Em colaboração com o Estonian Film Institute, com o apoio da Embaixada da Estónia em Lisboa
Libahunt
“Lobisomem”
de Leida Laius
com Ene Rämmeld, Malle Klaassen, Evald Hermaküla
Estónia (período URSS), 1968 - 71 min
legendado em inglês e eletronicamente em português | M/12
Por razões a que a Cinemateca é alheia, o filme VEEALUSED KARID de Viktor Nevezhin não poderá ser exibido nas sessões do ciclo O Cinema da Estónia: Um Ninho ao Vento de sábado, dia 15 de abril, às 19h30, e de segunda-feira, dia 17 de abril, às 15h30. Em seu lugar exibiremos o filme LIBAHUNT de Leida Laius.

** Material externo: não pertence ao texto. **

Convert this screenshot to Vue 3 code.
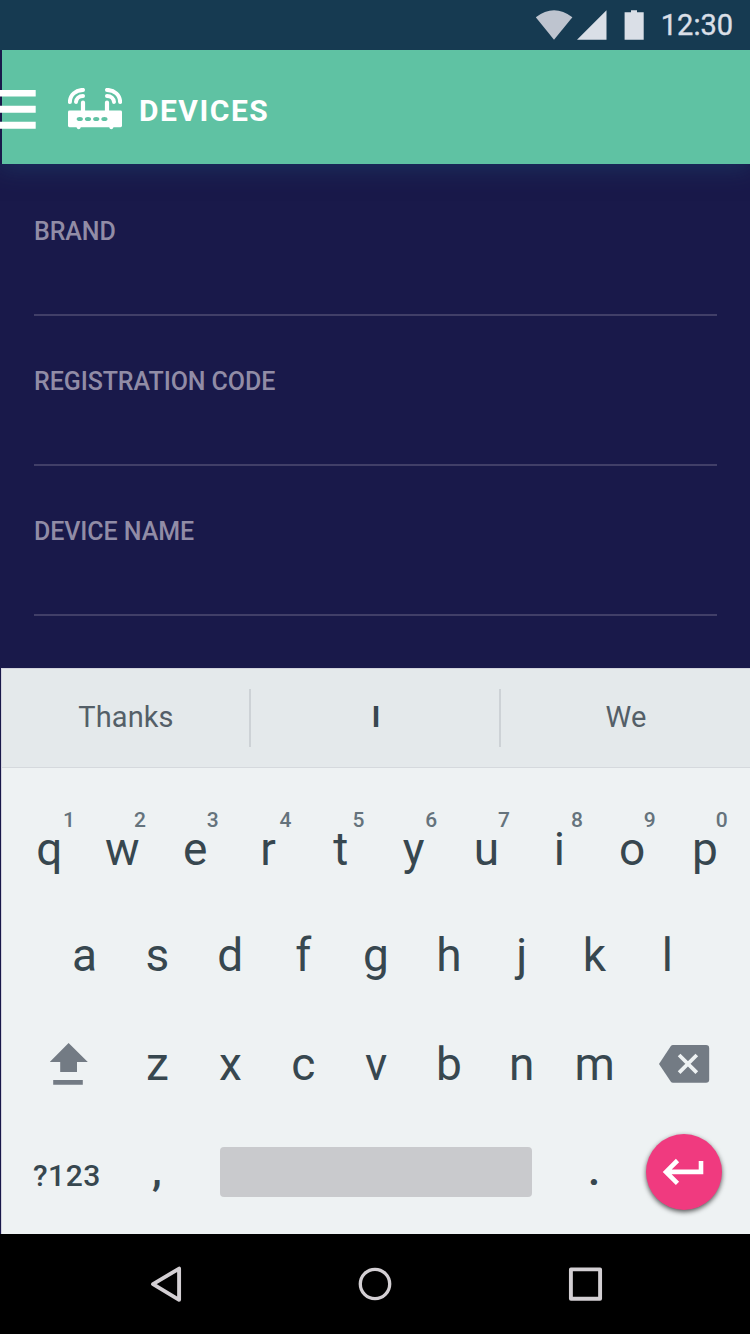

Uma rapariga, Tiina, cuja mãe foi acusada de bruxaria e condenada às chamas por causa disso, é exposta em público pela sua irmã adotiva, Mari, que alega o facto extraordinária de aquela ser, na realidade, um lobisomem. Leida Laius, influente realizadora estónia, filma e monta de maneira quase cubista a história por detrás desta denúncia que muito rapidamente desencadeia um drama familiar pungente, tendo subjacente um triângulo amoroso, com o apaixonado – “amaldiçoado”, para alguns – Margus no vértice mais afastado, que torna a sensacional alegação de Mari algo suspeita. Adaptação de uma tragédia do escritor estónio da viragem do século passado August Kitzberg, ambientada no sul do país (paisagem natural que a câmara de Laius elogia de maneira dócil e encantatória), por volta do ano de 1800. Primeira apresentação na Cinemateca. A exibir em cópia digital.